>> Begin Stored data
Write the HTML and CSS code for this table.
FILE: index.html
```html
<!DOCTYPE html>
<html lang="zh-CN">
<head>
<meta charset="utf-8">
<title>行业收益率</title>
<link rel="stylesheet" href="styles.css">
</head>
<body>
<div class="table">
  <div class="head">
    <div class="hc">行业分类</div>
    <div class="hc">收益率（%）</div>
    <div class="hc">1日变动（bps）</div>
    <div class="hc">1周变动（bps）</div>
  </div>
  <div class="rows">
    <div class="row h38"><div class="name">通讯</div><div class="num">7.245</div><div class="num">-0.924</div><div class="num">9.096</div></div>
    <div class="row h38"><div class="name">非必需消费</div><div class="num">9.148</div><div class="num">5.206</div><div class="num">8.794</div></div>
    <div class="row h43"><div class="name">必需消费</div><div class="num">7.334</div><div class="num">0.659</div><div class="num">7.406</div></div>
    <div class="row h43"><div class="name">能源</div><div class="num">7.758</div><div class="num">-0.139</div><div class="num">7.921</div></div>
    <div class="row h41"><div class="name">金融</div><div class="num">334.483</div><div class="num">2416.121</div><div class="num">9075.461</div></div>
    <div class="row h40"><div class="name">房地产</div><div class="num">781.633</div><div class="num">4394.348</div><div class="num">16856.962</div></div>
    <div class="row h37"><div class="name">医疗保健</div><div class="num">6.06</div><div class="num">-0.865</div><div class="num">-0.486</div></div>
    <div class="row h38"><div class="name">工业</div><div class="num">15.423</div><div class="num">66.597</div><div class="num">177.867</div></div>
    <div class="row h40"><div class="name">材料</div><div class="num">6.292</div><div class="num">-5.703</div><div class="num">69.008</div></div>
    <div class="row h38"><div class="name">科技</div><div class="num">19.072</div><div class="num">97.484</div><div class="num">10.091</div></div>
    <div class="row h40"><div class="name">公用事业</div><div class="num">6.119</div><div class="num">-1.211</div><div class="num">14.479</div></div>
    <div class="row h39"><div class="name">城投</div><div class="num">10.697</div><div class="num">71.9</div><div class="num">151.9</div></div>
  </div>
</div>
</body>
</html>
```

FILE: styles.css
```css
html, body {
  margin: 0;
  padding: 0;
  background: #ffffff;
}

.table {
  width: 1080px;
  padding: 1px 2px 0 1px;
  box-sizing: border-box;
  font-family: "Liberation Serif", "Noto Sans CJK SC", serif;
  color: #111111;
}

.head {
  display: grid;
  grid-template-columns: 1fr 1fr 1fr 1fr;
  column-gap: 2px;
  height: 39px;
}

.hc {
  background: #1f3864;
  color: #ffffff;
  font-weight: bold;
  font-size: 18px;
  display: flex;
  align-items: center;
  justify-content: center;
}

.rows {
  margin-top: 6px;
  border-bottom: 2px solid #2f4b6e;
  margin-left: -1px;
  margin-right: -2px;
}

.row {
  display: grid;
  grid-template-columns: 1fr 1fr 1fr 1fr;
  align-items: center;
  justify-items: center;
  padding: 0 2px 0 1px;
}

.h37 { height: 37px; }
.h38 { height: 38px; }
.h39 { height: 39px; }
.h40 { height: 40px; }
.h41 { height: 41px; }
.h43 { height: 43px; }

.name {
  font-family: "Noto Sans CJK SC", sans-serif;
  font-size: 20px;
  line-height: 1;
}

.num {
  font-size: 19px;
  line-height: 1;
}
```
>> End Stored data
• Task description
Using the material above, state how many lines include the string "table". Answer with a single number.

• Result for this task
3